The lack of experience or data did not deter the movement. The nascent green building industry set course and went to work with passion. The early areas of focus included efforts to create a broad-based industry coalition, grow a trained workforce, create assessment tools, and reward buildings based on performance and achievement. There are clear signs of success in each of these areas. Here, we will focus on new opportunities pertinent to project-based information and analytics.
Green building practice rests on tools and processes to design and assess high-performance green buildings and communities (i.e., projects). These tools and processes allow practitioners to identify and communicate about relative merits of green building strategies (e.g., integrative design, energy efficiency, or water conservation), the achievement of milestones (e.g., facilities management policies), and, ultimately, the performance of whole systems ranging from interior spaces to neighborhoods (e.g., whole-building energy performance). These tools and processes are codified in building rating systems, such as the U.S. Green Building Council’s Leadership in Energy and Environmental Design (LEED?) and a number of analogous systems around the world (Cole, 1999). LEED provides practitioners with a platform to advance the consideration of issues related to location and transportation, design and engineering processes, construction activity, site planning, energy, water, materials, indoor environmental quality, and innovation.

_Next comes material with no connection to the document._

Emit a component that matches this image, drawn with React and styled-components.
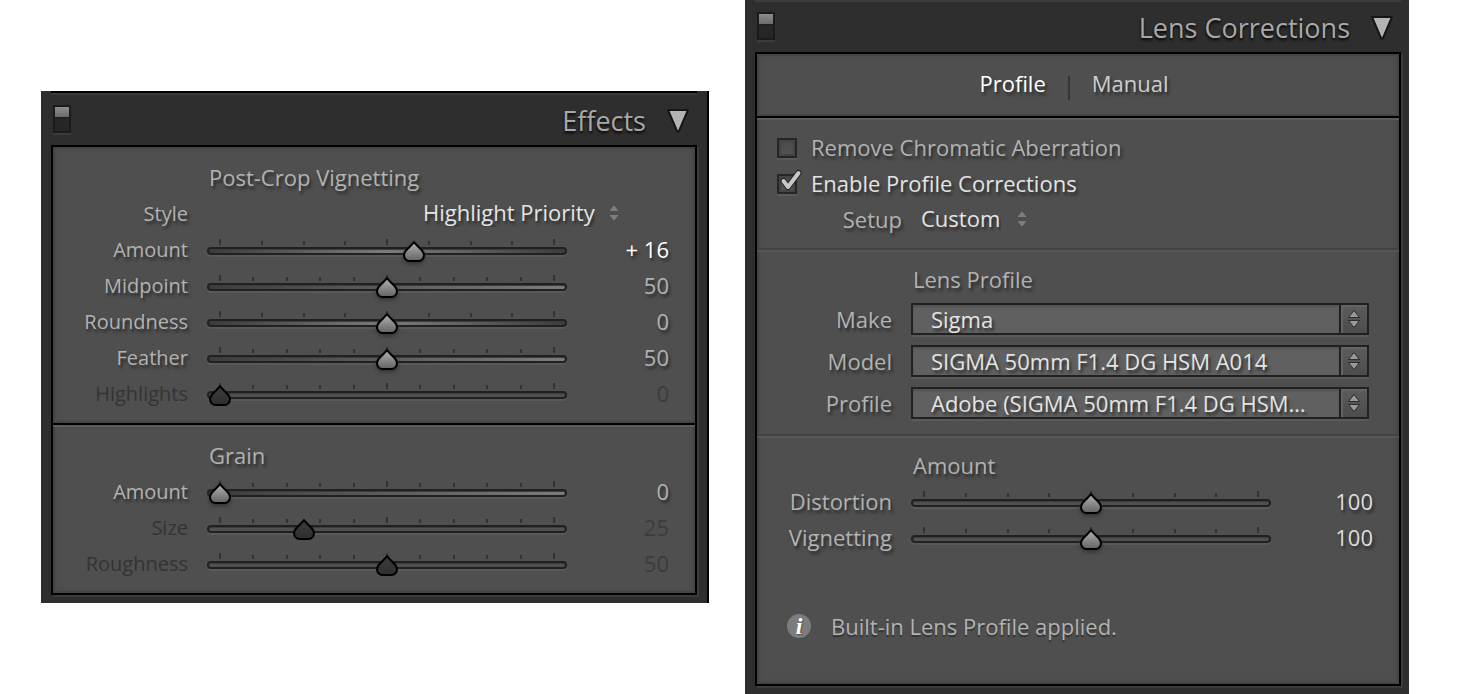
import React, { useId, useState } from "react";
import styled, { createGlobalStyle } from "styled-components";

const TRACKS = {
  peak: "linear-gradient(90deg, #3c3c3c, #7c7c7c 50%, #3c3c3c)",
  rise: "linear-gradient(90deg, #3c3c3c, #7c7c7c)",
  flat: "#505050",
};

const Arrows = ({ outlined }) => (
  <svg width="14" height="20" viewBox="0 0 14 20" aria-hidden="true">
    <path
      d="M7 1.5 L12.5 8.5 H1.5 Z M1.5 11.5 H12.5 L7 18.5 Z"
      fill={outlined ? "#999" : "#7c7c7c"}
      stroke={outlined ? "#2c2c2c" : "#4c4c4c"}
      strokeLinejoin="round"
    />
  </svg>
);

const Slider = ({
  label,
  start,
  min = 0,
  max = 100,
  steps = 10,
  track = "flat",
  signed,
  strong,
  small,
  disabled,
}) => {
  const id = useId();
  const [value, setValue] = useState(start);
  const percent = ((value - min) / (max - min)) * 100;
  const ticks = Array.from({ length: steps + 1 }, (_, i) => i);

  return (
    <Row>
      <Label htmlFor={id} $small={small} $disabled={disabled}>
        {label}
      </Label>
      <Rail>
        <Ticks>
          {ticks.map((i) => (
            <Tick key={i} $big={i % (steps / 2) === 0} />
          ))}
        </Ticks>
        <Range
          id={id}
          type="range"
          min={min}
          max={max}
          value={value}
          disabled={disabled}
          $track={track}
          onChange={(e) => setValue(Number(e.target.value))}
        />
        <ThumbArea>
          <Thumb
            viewBox="0 0 24 24"
            style={{ left: `${percent}%` }}
            $disabled={disabled}
            aria-hidden="true"
          >
            <defs>
              <linearGradient id={`${id}fill`} x1="0" y1="0" x2="0" y2="1">
                <stop offset="0" stopColor={disabled ? "#3c3c3c" : "#b4b4b4"} />
                <stop offset="1" stopColor={disabled ? "#2e2e2e" : "#626262"} />
              </linearGradient>
            </defs>
            <path
              d="M12 3 C13.5 5.5 17.5 8.5 20 11.5 C21.4 13.2 22 14.2 22 16 C22 19.5 19.5 22 16.5 22 H7.5 C4.5 22 2 19.5 2 16 C2 14.2 2.6 13.2 4 11.5 C6.5 8.5 10.5 5.5 12 3 Z"
              fill={`url(#${id}fill)`}
              stroke="#000"
              strokeWidth="2"
              strokeLinejoin="round"
            />
          </Thumb>
        </ThumbArea>
      </Rail>
      <Value htmlFor={id} $strong={strong} $bright={signed} $disabled={disabled}>
        {signed && value > 0 ? `+ ${value}` : value}
      </Value>
    </Row>
  );
};

const ProfileSelect = ({ label, value }) => {
  const id = useId();
  return (
    <SelectRow>
      <Label htmlFor={id}>{label}</Label>
      <SelectBox>
        <BoxedSelect id={id}>
          <option>{value}</option>
        </BoxedSelect>
        <Stepper>
          <Arrows outlined />
        </Stepper>
      </SelectBox>
    </SelectRow>
  );
};

const Check = ({ label, start }) => {
  const [checked, setChecked] = useState(start);
  return (
    <CheckRow $checked={checked}>
      <CheckCell>
        <Checkbox
          type="checkbox"
          checked={checked}
          onChange={(e) => setChecked(e.target.checked)}
        />
        {checked && (
          <CheckMark viewBox="0 0 24 24" aria-hidden="true">
            <path d="M4.5 12 L9 18 L19.5 4" stroke="#222" strokeWidth="6" />
            <path d="M4.5 12 L9 18 L19.5 4" stroke="#c8c8c8" strokeWidth="4" />
          </CheckMark>
        )}
      </CheckCell>
      {label}
    </CheckRow>
  );
};

const PanelHeader = ({ title, topLine }) => (
  <Header $topLine={topLine}>
    <Switch type="button" aria-label={`Toggle ${title}`} />
    <Title>{title}</Title>
    <Collapse type="button" aria-label={`Collapse ${title}`}>
      <svg width="24" height="26" viewBox="0 0 24 26" aria-hidden="true">
        <path
          d="M2 2 H22 L12.8 23.5 H11.2 Z"
          fill="#b4b4b4"
          stroke="#161616"
          strokeWidth="2"
          strokeLinejoin="round"
        />
      </svg>
    </Collapse>
  </Header>
);

export default function App() {
  return (
    <>
      <GlobalStyle />
      <Page>
        <Panel $edge>
          <PanelHeader title="Effects" topLine />
          <Body>
            <Section $roomy>
              <SectionTitle>Post-Crop Vignetting</SectionTitle>
              <Row>
                <Label htmlFor="style" $small>
                  Style
                </Label>
                <StyleChoice>
                  <PlainSelect id="style">
                    <option>Highlight Priority</option>
                  </PlainSelect>
                  <Arrows />
                </StyleChoice>
              </Row>
              <Slider label="Amount" start={16} min={-100} steps={8} track="peak" signed small />
              <Slider label="Midpoint" start={50} track="rise" small />
              <Slider label="Roundness" start={0} min={-100} steps={8} track="peak" small />
              <Slider label="Feather" start={50} track="rise" small />
              <Slider label="Highlights" start={0} small disabled />
            </Section>
            <Section $roomy $line="strong">
              <SectionTitle>Grain</SectionTitle>
              <Slider label="Amount" start={0} track="rise" small />
              <Slider label="Size" start={25} small disabled />
              <Slider label="Roughness" start={50} small disabled />
            </Section>
          </Body>
        </Panel>

        <Panel>
          <PanelHeader title="Lens Corrections" />
          <Body>
            <Tabs>
              <Tab type="button" $active>
                Profile
              </Tab>
              <TabLine />
              <Tab type="button">Manual</Tab>
            </Tabs>
            <Section $line="strong">
              <Check label="Remove Chromatic Aberration" start={false} />
              <Check label="Enable Profile Corrections" start />
              <SetupRow>
                <Label htmlFor="setup">Setup</Label>
                <SetupChoice>
                  <PlainSelect id="setup">
                    <option>Custom</option>
                  </PlainSelect>
                  <Arrows />
                </SetupChoice>
              </SetupRow>
            </Section>
            <Section $line="soft">
              <SectionTitle>Lens Profile</SectionTitle>
              <ProfileSelect label="Make" value="Sigma" />
              <ProfileSelect label="Model" value="SIGMA 50mm F1.4 DG HSM A014" />
              <ProfileSelect label="Profile" value="Adobe (SIGMA 50mm F1.4 DG HSM…" />
            </Section>
            <Section $line="soft">
              <SectionTitle>Amount</SectionTitle>
              <Slider label="Distortion" start={100} max={200} steps={8} strong />
              <Slider label="Vignetting" start={100} max={200} steps={8} strong />
              <Info>
                <InfoIcon>i</InfoIcon>
                Built-in Lens Profile applied.
              </Info>
            </Section>
          </Body>
        </Panel>
      </Page>
    </>
  );
}

const GlobalStyle = createGlobalStyle`
  * {
    box-sizing: border-box;
  }

  body {
    margin: 0;
    background: #fff;
    color: #b2b2b2;
    font-family: "Open Sans", "Noto Sans", sans-serif;
    font-size: 22px;
    line-height: 34px;
  }

  button, select, input {
    margin: 0;
    font: inherit;
    color: inherit;
  }

  svg {
    display: block;
    flex: none;
  }
`;

const Page = styled.main`
  display: grid;
  grid-template-columns: minmax(0, 668fr) minmax(0, 664fr);
  align-items: center;
  gap: 36px;
  padding: 0 50px 0 41px;
`;

const Panel = styled.section`
  padding: 0 ${(p) => (p.$edge ? 10 : 8)}px 8px 10px;
  background: #2e2e2e;
  border-right: ${(p) => (p.$edge ? "2px solid #000" : "none")};
`;

const Header = styled.header`
  display: flex;
  align-items: center;
  height: ${(p) => (p.$topLine ? 54 : 52)}px;
  padding: 0 7px 0 2px;
  border-top: ${(p) => (p.$topLine ? "2px solid #000" : "none")};
  box-shadow: inset 0 2px #3b3b3b;
`;

const Switch = styled.button`
  width: 18px;
  height: 28px;
  padding: 0;
  border: 2px solid #1b1b1b;
  background: linear-gradient(#8c8c8c, #6c6c6c 10px, #1b1b1b 10px, #262626 12px);
  box-shadow: 0 2px #3b3b3b;
`;

const Title = styled.h2`
  flex: 1;
  margin: 0;
  padding-top: 4px;
  text-align: right;
  font-size: 27px;
  font-weight: 400;
  color: #a8a8a8;
  text-shadow: 0 2px 3px #000;
`;

const Collapse = styled.button`
  margin-left: 20px;
  padding: 4px 0 0;
  border: 0;
  background: none;
`;

const Body = styled.div`
  border: 2px solid #000;
  background: #4f4f4f;
  box-shadow: 2px 2px #3b3b3b, inset 0 0 0 2px #444, inset 0 0 4px 2px #484848;
`;

const Section = styled.div`
  padding: ${(p) => (p.$roomy ? "13px 0 11px" : "12px 0 10px")};
  ${(p) => p.$line === "strong" && "border-top: 2px solid #000; box-shadow: 0 -2px #444, inset 0 2px #5c5c5c;"}
  ${(p) => p.$line === "soft" && "border-top: 2px solid #434343; box-shadow: inset 0 2px #565656;"}
`;

const SectionTitle = styled.h3`
  height: 36px;
  margin: 0 0 0 156px;
  font-size: 22px;
  font-weight: 400;
  text-shadow: 2px 3px 3px #2a2a2a;
`;

const Row = styled.div`
  display: grid;
  grid-template-columns: 135px minmax(0, 1fr) 83px;
  column-gap: 19px;
  padding-right: 26px;
  height: 36px;
`;

const Label = styled.label`
  text-align: right;
  font-size: ${(p) => (p.$small ? 20 : 22)}px;
  line-height: ${(p) => (p.$small ? 36 : 34)}px;
  color: ${(p) => (p.$disabled ? "#343434" : "#b2b2b2")};
  text-shadow: ${(p) => (p.$disabled ? "none" : "2px 3px 3px #2a2a2a")};
`;

const Rail = styled.div`
  position: relative;
`;

const Ticks = styled.div`
  display: flex;
  justify-content: space-between;
  align-items: flex-end;
  height: 13px;
  padding: 0 12px;
`;

const Tick = styled.i`
  width: 2px;
  height: ${(p) => (p.$big ? 6 : 4)}px;
  background: #323232;
`;

const Range = styled.input`
  display: block;
  width: 100%;
  height: 8px;
  margin-top: 2px;
  appearance: none;
  border: 2px solid #212121;
  border-radius: 4px;
  background: ${(p) => TRACKS[p.$track]};
  box-shadow: 0 2px #595959, inset 0 1px #3c3c3c;

  &::-webkit-slider-thumb {
    appearance: none;
    width: 22px;
    height: 22px;
    background: transparent;
  }
`;

const ThumbArea = styled.div`
  position: absolute;
  inset: 7px 13px auto;
  pointer-events: none;
`;

const Thumb = styled.svg`
  position: absolute;
  width: 24px;
  height: 24px;
  transform: translateX(-50%);
  filter: ${(p) => (p.$disabled ? "none" : "drop-shadow(0 2px 2px #333)")};
`;

const Value = styled.output`
  text-align: right;
  color: ${(p) => (p.$disabled ? "#3c3c3c" : p.$bright ? "#fff" : p.$strong ? "#dedede" : "#b2b2b2")};
  text-shadow: ${(p) => (p.$disabled ? "none" : "2px 3px 3px #2a2a2a")};
`;

const PlainSelect = styled.select`
  height: 36px;
  padding: 0 0 4px;
  appearance: none;
  border: 0;
  background: none;
  color: #e4e4e4;
  text-shadow: 2px 3px 3px #2a2a2a;
`;

const StyleChoice = styled.div`
  grid-column: 2 / -1;
  display: flex;
  align-items: center;
  justify-content: flex-end;
  gap: 12px;
  height: 34px;
  padding-right: 48px;
`;

const Tabs = styled.nav`
  display: flex;
  align-items: center;
  justify-content: center;
  gap: 22px;
  height: 62px;
  padding-right: 8px;
`;

const Tab = styled.button`
  padding: 0 0 4px;
  border: 0;
  background: none;
  color: ${(p) => (p.$active ? "#fff" : "#cecece")};
  text-shadow: 2px 3px 3px #2a2a2a;
`;

const TabLine = styled.span`
  width: 2px;
  height: 24px;
  margin-top: 6px;
  background: #363636;
`;

const CheckRow = styled.label`
  display: flex;
  gap: 14px;
  height: 36px;
  padding-left: 20px;
  color: ${(p) => (p.$checked ? "#e4e4e4" : "#b2b2b2")};
  text-shadow: 2px 3px 3px #2a2a2a;
`;

const CheckCell = styled.span`
  position: relative;
  width: 20px;
  height: 20px;
  margin-top: 8px;
`;

const Checkbox = styled.input`
  display: block;
  width: 20px;
  height: 20px;
  appearance: none;
  border: 2px solid #262626;
  background: linear-gradient(#4a4a4a, #545454);
  box-shadow: 0 2px #5a5a5a, inset 0 0 0 2px #444;
`;

const CheckMark = styled.svg`
  position: absolute;
  top: -5px;
  left: 2px;
  width: 24px;
  height: 24px;
  fill: none;
  stroke-linecap: round;
  stroke-linejoin: round;
  pointer-events: none;
`;

const SetupRow = styled.div`
  display: grid;
  grid-template-columns: 145px 1fr;
  column-gap: 19px;
  height: 36px;
`;

const SetupChoice = styled.div`
  display: flex;
  align-items: center;
  gap: 14px;
  height: 34px;
`;

const SelectRow = styled.div`
  display: grid;
  grid-template-columns: 135px minmax(0, 1fr);
  column-gap: 19px;
  align-items: center;
  height: 42px;
  padding-right: 30px;
`;

const SelectBox = styled.div`
  display: flex;
  height: 32px;
  border: 2px solid #212121;
  background: #606060;
  box-shadow: 0 2px #5a5a5a;
`;

const BoxedSelect = styled.select`
  flex: 1;
  min-width: 0;
  padding: 0 0 0 18px;
  appearance: none;
  border: 0;
  background: none;
  box-shadow: inset 0 2px 2px #545454;
  color: #e4e4e4;
  line-height: 28px;
  text-shadow: 2px 3px 3px #2a2a2a;
`;

const Stepper = styled.span`
  display: grid;
  place-items: center;
  width: 28px;
  border-left: 2px solid #212121;
  background: linear-gradient(#5c5c5c, #4c4c4c);
  box-shadow: inset 2px 2px #646464;
`;

const Info = styled.p`
  display: flex;
  align-items: center;
  gap: 20px;
  height: 36px;
  margin: 52px 0 30px;
  padding-left: 30px;
  text-shadow: 0 2px 1px #333;
`;

const InfoIcon = styled.span`
  width: 24px;
  height: 24px;
  border-radius: 50%;
  background: #7c7c7c;
  color: #fff;
  font: italic 700 24px/24px "Liberation Serif", serif;
  text-align: center;
  text-shadow: 1px 1px 1px #555;
`;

One of LEED’s fundamental benefits to the market is greater transparency about the achievements and performance of buildings with regard to these previously invisible characteristics. Over the past decade, the day-to-day tools underlying LEED have been a simple paper scorecard and, at the end of the process, a glass plaque displayed in a building lobby. It is remarkable to consider the impact that these simple elements have had on the industry. Today, we have the opportunity to build on these fundamental goals and concepts with information technologies that can vastly accelerate and scale up their impact. This paper describes one vision for this new phase of information-powered, analytically driven market transformation.
MARKET EFFICIENCY
Classical economics assumes that market participants have equal and immediate access to information (Fama, 1970; Malkiel, 2003). Markets use this information to set prices and value assets. Today, real estate markets have developed sophisticated tools to provide information on the financial aspects of individual buildings and portfolios. Commercial information services provide data and benchmarking related to capital cost, sales price, tenancy, and a myriad of other factors. Markets for this information are sophisticated and highly segmented. However, there are no readily accessible, consistent, or comprehensive resources to address the non-financial dimensions of assets, such as energy use, water consumption, or occupant experience in or around the property. The absence of this information contributes to inefficient markets, impairs innovation, and, in some cases, contributes to market failure (Gillingham et al., 2009).
The most direct remedy to this situation is to create public and private mechanisms to provide information on the non-financial aspects of assets, that is, the green dimensions of homes and commercial buildings. This can be accomplished through public labeling programs and private efforts to create asset dashboards and key performance metrics. The development of these programs is accelerating, witnessed by the success of building-level Energy Performance Certificates in the European Union, green building certification, and, in a few major metropolitan areas, municipal energy benchmarking (IEA, 2010). However, these efforts only scratch the surface. Ultimately, we need to connect information about energy performance with detailed information about project attributes (e.g., technologies, management strategies, etc.) and utilization (e.g., occupancy schedules and occupant density). These data must then be embedded in tools and services explicitly designed to foster constructive competition and accelerate market transformation.
ACCELERATING THE DIFFUSION OF INNOVATION
Information about outcomes and performance are the foundation and currency for the next generation of green buildings. However, by itself, this is not sufficient to propel market transformation. Information alone does not drive the change. It needs to be interpreted and attached to mechanisms that create clear market opportunities for high-performing projects and, by extension, competitive risks for low performers. This is where our interest diverges from agnostic market analytics. The green building movement seeks to use this information to drive permanent, self-sustaining change. Simply providing richer reporting on the status quo is inadequate. Our success will ultimately be measured by the rate
and magnitude of change.
This means that we seek to use information technology to actively accelerate the diffusion of innovation. This concept refers to the rate with which new practices are taken up by market participants. Some industries have a long tradition of embracing diffusion theory and working across research, development, and deployment to accelerate change. For example, programs to increase appliance efficiency have raised the bar repeatedly over the past decades and achieved notable success (Gillingham et al., 2006; Nadel et al., 2003). The building sector as a whole has not traditionally embraced these concepts, particularly for whole buildings or real estate portfolios. Yet, information technologies create opportunities for new, scalable market interventions. We recognize and address three key dimensions in our work:
? Define outcomes—dimensions for performance and evaluation. Green building is not, in isolation, an outcome. It is a framework, and we have developed new approaches to define and evaluate specific outcomes expected from green buildings. These outcomes provide the basis for market competition and differentiation.
? Understand and reward relatively high performers. These new performance dimensions can be used to sort and rank projects, discover their underlying practices, products, and services, and create performancebased reward systems.
? Inspire and assist relatively low performers. Conversely, this information creates the opportunity for low-performing projects to identify higherperforming peers and potential solution providers.